Спешились. Оставив двух сопровождавших его всадников, фон Герделер направился к дому. Ветви кустарников, растущих в палисаднике, яростно хлестали в темноте по лицу. Дверь, ведущая с крыльца в теплые сени, была незапертой. Споткнувшись о порог, инструктор вошел внутрь, долго шарил рукой по стене, отыскивая выключатель.

— Эй, кто тут есть?..

Одна комната, другая… Двери разлетаются настежь.

И вдруг — приглушенный женский крик. Немолодая женщина в длинной до пят ночной рубашке торопливо зажигала керосиновую лампу. Пальцы ее дрожали, рассыпая по полу спички. В спальне пахло тепло обжитым уютом, широкая постель стыдливо обнажала смятые простыни.

— Простите, — сказал фон Герделер, вскидывая руку к козырьку, — но я, наверное, не привыкну к финскому обычаю, чтобы двери оставались незапертыми.

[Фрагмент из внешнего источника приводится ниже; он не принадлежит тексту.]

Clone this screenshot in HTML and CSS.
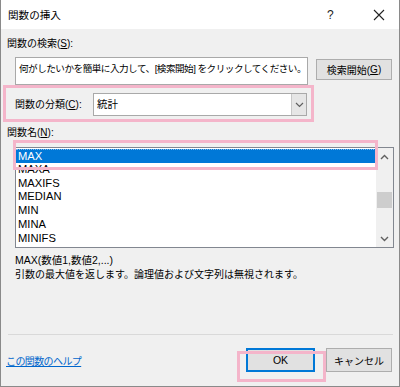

Он сказал это по-шведски, и женщина, быстро накинув халат, ответила тоже по-шведски:

— Если вы пришли для разговора с Петсамо, то разговор не состоится, — линия испорчена.

— Значит, я попал туда, куда мне нужно, — вежливо сказал инструктор. — Вы и есть телеграфистка фру Андерсон?

— Да, я.

— Прошу, — проговорил оберст и, взяв фру Андерсон за локоть, вывел ее из спальни.

— Я не понимаю, что вы хотите от меня?